The Malta-US double taxation agreement

The Treaty for the Elimination of Double Taxation between Malta and the USA entered into force on November 23, 2010. Like all such treaties, this one aims to ensure that income arising to a resident of either of the states is taxed only in one of them, and hence to encourage more business between the two states.

The treaty applies to persons who are residents of Malta or the USA, or both. A person is a resident of a state if liable to tax therein by reason of domicile, residence, citizenship, place of management, place of incorporation or any similar criterion. Pension funds and certain other organisations, such as philanthropic ones established and maintained in one of the states, also qualify as residents.

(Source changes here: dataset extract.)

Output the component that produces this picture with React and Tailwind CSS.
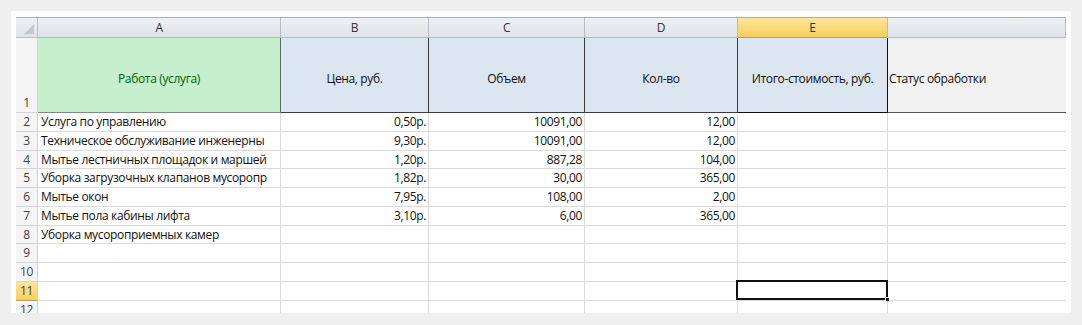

Despite the above, a citizen or a long-term resident of a state may, for 10 years following the loss of such status, be taxed by that state.

The treaty identifies categories of income and determines which state is entitled to tax each category. Generally, such entitlement is either conferred on the state of residence (SR) or the state of source (SS) of the income. Where both states claim jurisdiction to tax, the tax paid in one of the states is credited against the tax payable in the other.

The most important income categories identified are:

Income derived by an enterprise is taxed in the SR, except for that income derived from a permanent establishment (PE) situated in the other state. A PE is a fixed place of business through which the business of an enterprise is carried on;

Dividends are taxed in the SR of the shareholder.

However, dividends may also be taxed in the SR of the company which pays them. Where the company is resident in the USA, dividends are taxed at a rate not exceeding five per cent if the shareholders beneficially own 10 per cent of the voting stock. Where the shareholders own less than 10 per cent, dividends are taxed at a rate not exceeding 15 per cent. Where the company is resident in Malta, the only tax paid is the company tax levied on the profits out of which the dividends are distributed.

Specific rules apply to dividends paid to pension funds and by US Regulated Investment Companies and US Real Estate Investment Trusts, in which case the tax claimed in the USA is generally 15 per cent.

Interest and royalties are taxed in the SR of the recipient. However, such income may also be taxed in the SS, but the tax rate shall not exceed 10 per cent of such income, except in the case of interest which arises in the USA and is contingent in that it does not qualify as portfolio interest under United States law, in which case tax charged is 15 per cent of the gross amount of the interest.

Gains from the alienation of real estate including shares in companies owning real estate are generally taxed according to the law of the situs.

Employment income derived by a resident of a state from the other is taxable in the former if the employee is present in the other state for a period which does not exceed 183 days in the year and the remuneration is paid by an employer who is not a resident of that other state and the remuneration is not born by a PE of the employer in the other state.

The above will apply if residents of Malta and USA are “qualified” persons. In general, qualified persons are resident individuals, pension funds, certain tax exempt organisations and companies, generally where the shares are listed, and regularly and primarily traded on a stock exchange in the SR, and less than 25 per cent of the companies’ income accrues to persons who are not qualified persons.

The treaty will clearly cause US investors to consider Malta as a feasible gateway into Europe, particularly because on repatriation of funds into the USA, Malta will not withhold any tax.